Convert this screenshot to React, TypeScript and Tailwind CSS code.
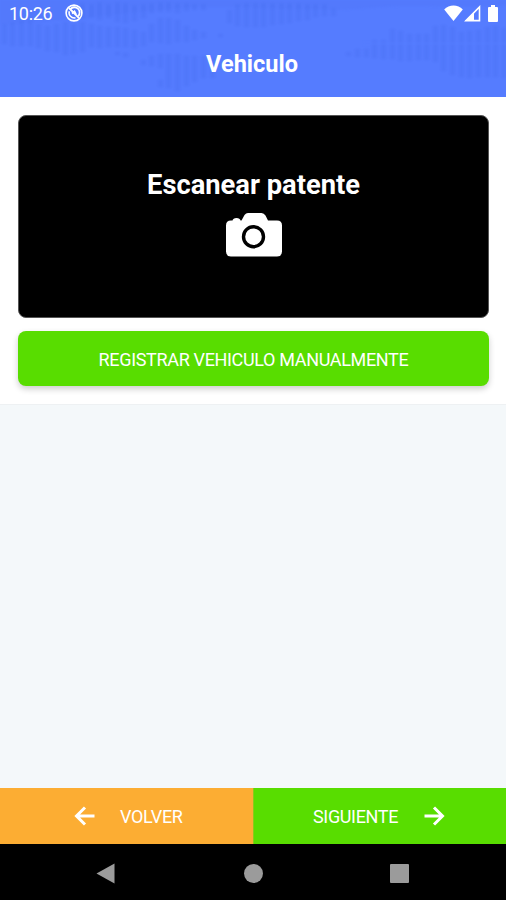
import type { ReactNode } from 'react';

// [x, top, height] of every bar in the header's sound wave
const waveBars: number[][] = [
  [2, 24, 20], [10, 22, 24], [19, 20, 26], [28, 20, 26], [36, 24, 24], [45, 26, 25], [54, 24, 28], [63, 22, 33],
  [71, 24, 30], [80, 22, 30], [89, 24, 23], [97, 26, 22], [106, 27, 20], [115, 27, 20], [123, 28, 19], [132, 30, 18],
  [141, 32, 14], [149, 24, 18], [158, 18, 25], [166, 18, 26], [175, 20, 22], [184, 26, 16], [192, 30, 10], [201, 32, 6],
  [80, 3, 16], [89, 4, 14], [97, 2, 18], [106, 4, 14], [115, 2, 20], [123, 3, 20], [132, 5, 16], [141, 4, 14],
  [149, 3, 10], [158, 2, 10], [166, 2, 10], [175, 3, 10], [184, 3, 8], [192, 4, 6], [201, 4, 6],
  [115, 52, 3], [123, 53, 4], [141, 60, 5], [149, 56, 10], [158, 54, 14], [166, 54, 34], [175, 54, 37],
  [158, 80, 7], [184, 56, 30], [192, 56, 26], [201, 56, 22], [210, 58, 20],
  [218, 34, 3], [227, 10, 13], [235, 4, 22], [244, 3, 24], [253, 3, 24], [261, 3, 24], [270, 3, 22], [279, 3, 21],
  [287, 3, 20], [296, 3, 18], [305, 4, 16], [313, 4, 13], [322, 4, 12], [331, 8, 8],
  [346, 52, 4], [355, 49, 8], [364, 49, 8], [372, 40, 18], [381, 40, 19], [390, 29, 30], [398, 31, 30], [407, 34, 27],
  [416, 34, 26], [424, 34, 26], [433, 26, 36], [441, 25, 46], [450, 27, 48], [459, 32, 45], [467, 31, 47],
  [476, 30, 47], [485, 27, 50], [493, 26, 51], [502, 28, 50],
];

function HeaderWave() {
  return (
    <svg className="absolute inset-0 h-full w-full blur-[0.8px]" viewBox="0 0 506 97" preserveAspectRatio="none">
      <g fill="#4a70f2" opacity="0.36">
        {waveBars.map(([x, y, h]) => (
          <rect key={`${x}-${y}`} x={x} y={y} width="5" height={h} rx="1" />
        ))}
      </g>
      <path d="M0 0h506v5c-60 4-90-2-140 3S230 4 180 8 60 22 0 25z" fill="#4a70f2" opacity="0.2" />
      <path d="M364 43.500h142" stroke="#557cff" strokeWidth="2" />
    </svg>
  );
}

function StatusBar() {
  return (
    <div className="relative flex h-[26px] items-center justify-between pl-[9px] pr-[8px] text-white">
      <div className="flex items-center gap-[13px]">
        <span className="pt-px text-[18px] leading-[26px] tracking-[-0.3px]">10:26</span>
        <svg className="h-[18px] w-[18px]" viewBox="0 0 18 18">
          <circle cx="9" cy="9" r="7.900" fill="none" stroke="currentColor" strokeWidth="1.600" />
          <path d="M5.500 5a5.200 5.200 0 0 1 7.800 7" fill="none" stroke="currentColor" strokeWidth="1.800" />
          <path d="M4.300 7.200a5.200 5.200 0 0 0 6.200 6.600" fill="none" stroke="currentColor" strokeWidth="1.500" />
          <path d="M4 4l10 10M7 9.500L9.500 7.500l1.500 3" fill="none" stroke="currentColor" strokeWidth="1.800" />
        </svg>
      </div>
      <div className="flex items-center">
        <svg className="h-[17px] w-[19px]" viewBox="0 0 19 17">
          <path d="M.2 4.500C5-.8 14-.8 18.800 4.500L9.500 16z" fill="currentColor" />
        </svg>
        <svg className="ml-[1px] h-[17px] w-[17px]" viewBox="0 0 17 17">
          <path d="M2 15.600L15.500 2v13.600z" fill="none" stroke="currentColor" strokeWidth="1.600" />
          <path d="M1.200 16l8.800-8.800V16z" fill="currentColor" />
        </svg>
        <svg className="ml-[7px] h-[17px] w-[10px]" viewBox="0 0 10 17">
          <path d="M3 0h4v2h2q1 0 1 1v13q0 1-1 1H1q-1 0-1-1V3q0-1 1-1h2z" fill="currentColor" />
        </svg>
      </div>
    </div>
  );
}

function Arrow({ className }: { className: string }) {
  return (
    <svg className={className} viewBox="0 0 22 20" fill="none" stroke="currentColor" strokeWidth="3">
      <path d="M20.500 10H2.500M11 1.500L2.500 10l8.500 8.500" />
    </svg>
  );
}

function FooterButton({ className, children }: { className: string; children: ReactNode }) {
  return (
    <button className={`flex h-14 w-1/2 items-center text-[18px] tracking-[-0.35px] text-white ${className}`}>
      {children}
    </button>
  );
}

export default function App() {
  return (
    <div className="flex h-screen w-full flex-col bg-[#f4f8fa] font-[Roboto,sans-serif]">
      {/* Header */}
      <header className="relative h-[97px] shrink-0 overflow-hidden bg-[#557cff]">
        <HeaderWave />
        <StatusBar />
        <h1 className="relative pr-[2px] pt-[21px] text-center text-[23.500px] font-bold leading-[34px] text-white">
          Vehiculo
        </h1>
      </header>

      {/* Vehicle options */}
      <section className="flex h-[308px] shrink-0 flex-col border-b border-[#eef1f3] bg-white pl-[18px] pr-[17px] pt-[18px]">
        <button className="flex h-[203px] flex-col items-center rounded-lg border border-[#555] bg-black pt-[51px] text-white">
          <span className="text-[27.300px] font-bold leading-9">Escanear patente</span>
          <svg className="mt-[9px] h-[46px] w-[58px]" viewBox="0 0 58 46">
            <path
              d="M6 8.500h1.500Q8 6 11.500 6T15.500 8.500h1L19.500 3Q21 1 23 1H36.500Q39 1 40.500 3.500L43 8.500H52Q57 8.500 57 13.500V39.500Q57 44.500 52 44.500H6Q1 44.500 1 39.500V13.500Q1 8.500 6 8.500z"
              fill="currentColor"
            />
            <circle cx="28.500" cy="24.700" r="10" fill="none" stroke="#000" strokeWidth="3.400" />
          </svg>
        </button>
        <button className="mt-[13px] h-[55px] rounded-lg bg-[#58dd00] pt-[2px] text-[18px] tracking-[-0.34px] text-white shadow-[0_3px_6px_rgba(0,0,0,0.2)]">
          REGISTRAR VEHICULO MANUALMENTE
        </button>
      </section>

      <main className="flex-1" />

      {/* Step navigation */}
      <div className="flex shrink-0">
        <FooterButton className="bg-[#fcad33] pl-[74px]">
          <Arrow className="mr-[24px] h-5 w-[22px]" />
          <span className="pt-px">VOLVER</span>
        </FooterButton>
        <FooterButton className="border-l border-[#8ac91b] bg-[#58dd00] pl-[59px]">
          <span className="pt-px">SIGUIENTE</span>
          <Arrow className="ml-[25px] h-5 w-[22px] rotate-180" />
        </FooterButton>
      </div>

      {/* Android navigation bar */}
      <nav className="flex h-14 shrink-0 items-center bg-black pl-[96px] pt-[3px] text-[#9b9b9b]">
        <svg className="h-[21px] w-[19px]" viewBox="0 0 19 21">
          <path d="M.5 10.500L18.500 .5v20z" fill="currentColor" />
        </svg>
        <span className="ml-[129px] h-[19px] w-[19px] rounded-full bg-[#9b9b9b]" />
        <span className="ml-[127px] h-[19px] w-[19px] rounded-[1px] bg-[#9b9b9b]" />
      </nav>
    </div>
  );
}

........

**Written task:**
Keep the pictures out of the copy and write out the data exactly as it stands.

**Solution to this problem:**
Convert this screenshot to React, TypeScript and Tailwind CSS code.
import type { ReactNode } from 'react';

// [x, top, height] of every bar in the header's sound wave
const waveBars: number[][] = [
  [2, 24, 20], [10, 22, 24], [19, 20, 26], [28, 20, 26], [36, 24, 24], [45, 26, 25], [54, 24, 28], [63, 22, 33],
  [71, 24, 30], [80, 22, 30], [89, 24, 23], [97, 26, 22], [106, 27, 20], [115, 27, 20], [123, 28, 19], [132, 30, 18],
  [141, 32, 14], [149, 24, 18], [158, 18, 25], [166, 18, 26], [175, 20, 22], [184, 26, 16], [192, 30, 10], [201, 32, 6],
  [80, 3, 16], [89, 4, 14], [97, 2, 18], [106, 4, 14], [115, 2, 20], [123, 3, 20], [132, 5, 16], [141, 4, 14],
  [149, 3, 10], [158, 2, 10], [166, 2, 10], [175, 3, 10], [184, 3, 8], [192, 4, 6], [201, 4, 6],
  [115, 52, 3], [123, 53, 4], [141, 60, 5], [149, 56, 10], [158, 54, 14], [166, 54, 34], [175, 54, 37],
  [158, 80, 7], [184, 56, 30], [192, 56, 26], [201, 56, 22], [210, 58, 20],
  [218, 34, 3], [227, 10, 13], [235, 4, 22], [244, 3, 24], [253, 3, 24], [261, 3, 24], [270, 3, 22], [279, 3, 21],
  [287, 3, 20], [296, 3, 18], [305, 4, 16], [313, 4, 13], [322, 4, 12], [331, 8, 8],
  [346, 52, 4], [355, 49, 8], [364, 49, 8], [372, 40, 18], [381, 40, 19], [390, 29, 30], [398, 31, 30], [407, 34, 27],
  [416, 34, 26], [424, 34, 26], [433, 26, 36], [441, 25, 46], [450, 27, 48], [459, 32, 45], [467, 31, 47],
  [476, 30, 47], [485, 27, 50], [493, 26, 51], [502, 28, 50],
];

function HeaderWave() {
  return (
    <svg className="absolute inset-0 h-full w-full blur-[0.8px]" viewBox="0 0 506 97" preserveAspectRatio="none">
      <g fill="#4a70f2" opacity="0.36">
        {waveBars.map(([x, y, h]) => (
          <rect key={`${x}-${y}`} x={x} y={y} width="5" height={h} rx="1" />
        ))}
      </g>
      <path d="M0 0h506v5c-60 4-90-2-140 3S230 4 180 8 60 22 0 25z" fill="#4a70f2" opacity="0.2" />
      <path d="M364 43.500h142" stroke="#557cff" strokeWidth="2" />
    </svg>
  );
}

function StatusBar() {
  return (
    <div className="relative flex h-[26px] items-center justify-between pl-[9px] pr-[8px] text-white">
      <div className="flex items-center gap-[13px]">
        <span className="pt-px text-[18px] leading-[26px] tracking-[-0.3px]">10:26</span>
        <svg className="h-[18px] w-[18px]" viewBox="0 0 18 18">
          <circle cx="9" cy="9" r="7.900" fill="none" stroke="currentColor" strokeWidth="1.600" />
          <path d="M5.500 5a5.200 5.200 0 0 1 7.800 7" fill="none" stroke="currentColor" strokeWidth="1.800" />
          <path d="M4.300 7.200a5.200 5.200 0 0 0 6.200 6.600" fill="none" stroke="currentColor" strokeWidth="1.500" />
          <path d="M4 4l10 10M7 9.500L9.500 7.500l1.500 3" fill="none" stroke="currentColor" strokeWidth="1.800" />
        </svg>
      </div>
      <div className="flex items-center">
        <svg className="h-[17px] w-[19px]" viewBox="0 0 19 17">
          <path d="M.2 4.500C5-.8 14-.8 18.800 4.500L9.500 16z" fill="currentColor" />
        </svg>
        <svg className="ml-[1px] h-[17px] w-[17px]" viewBox="0 0 17 17">
          <path d="M2 15.600L15.500 2v13.600z" fill="none" stroke="currentColor" strokeWidth="1.600" />
          <path d="M1.200 16l8.800-8.800V16z" fill="currentColor" />
        </svg>
        <svg className="ml-[7px] h-[17px] w-[10px]" viewBox="0 0 10 17">
          <path d="M3 0h4v2h2q1 0 1 1v13q0 1-1 1H1q-1 0-1-1V3q0-1 1-1h2z" fill="currentColor" />
        </svg>
      </div>
    </div>
  );
}

function Arrow({ className }: { className: string }) {
  return (
    <svg className={className} viewBox="0 0 22 20" fill="none" stroke="currentColor" strokeWidth="3">
      <path d="M20.500 10H2.500M11 1.500L2.500 10l8.500 8.500" />
    </svg>
  );
}

function FooterButton({ className, children }: { className: string; children: ReactNode }) {
  return (
    <button className={`flex h-14 w-1/2 items-center text-[18px] tracking-[-0.35px] text-white ${className}`}>
      {children}
    </button>
  );
}

export default function App() {
  return (
    <div className="flex h-screen w-full flex-col bg-[#f4f8fa] font-[Roboto,sans-serif]">
      {/* Header */}
      <header className="relative h-[97px] shrink-0 overflow-hidden bg-[#557cff]">
        <HeaderWave />
        <StatusBar />
        <h1 className="relative pr-[2px] pt-[21px] text-center text-[23.500px] font-bold leading-[34px] text-white">
          Vehiculo
        </h1>
      </header>

      {/* Vehicle options */}
      <section className="flex h-[308px] shrink-0 flex-col border-b border-[#eef1f3] bg-white pl-[18px] pr-[17px] pt-[18px]">
        <button className="flex h-[203px] flex-col items-center rounded-lg border border-[#555] bg-black pt-[51px] text-white">
          <span className="text-[27.300px] font-bold leading-9">Escanear patente</span>
          <svg className="mt-[9px] h-[46px] w-[58px]" viewBox="0 0 58 46">
            <path
              d="M6 8.500h1.500Q8 6 11.500 6T15.500 8.500h1L19.500 3Q21 1 23 1H36.500Q39 1 40.500 3.500L43 8.500H52Q57 8.500 57 13.500V39.500Q57 44.500 52 44.500H6Q1 44.500 1 39.500V13.500Q1 8.500 6 8.500z"
              fill="currentColor"
            />
            <circle cx="28.500" cy="24.700" r="10" fill="none" stroke="#000" strokeWidth="3.400" />
          </svg>
        </button>
        <button className="mt-[13px] h-[55px] rounded-lg bg-[#58dd00] pt-[2px] text-[18px] tracking-[-0.34px] text-white shadow-[0_3px_6px_rgba(0,0,0,0.2)]">
          REGISTRAR VEHICULO MANUALMENTE
        </button>
      </section>

      <main className="flex-1" />

      {/* Step navigation */}
      <div className="flex shrink-0">
        <FooterButton className="bg-[#fcad33] pl-[74px]">
          <Arrow className="mr-[24px] h-5 w-[22px]" />
          <span className="pt-px">VOLVER</span>
        </FooterButton>
        <FooterButton className="border-l border-[#8ac91b] bg-[#58dd00] pl-[59px]">
          <span className="pt-px">SIGUIENTE</span>
          <Arrow className="ml-[25px] h-5 w-[22px] rotate-180" />
        </FooterButton>
      </div>

      {/* Android navigation bar */}
      <nav className="flex h-14 shrink-0 items-center bg-black pl-[96px] pt-[3px] text-[#9b9b9b]">
        <svg className="h-[21px] w-[19px]" viewBox="0 0 19 21">
          <path d="M.5 10.500L18.500 .5v20z" fill="currentColor" />
        </svg>
        <span className="ml-[129px] h-[19px] w-[19px] rounded-full bg-[#9b9b9b]" />
        <span className="ml-[127px] h-[19px] w-[19px] rounded-[1px] bg-[#9b9b9b]" />
      </nav>
    </div>
  );
}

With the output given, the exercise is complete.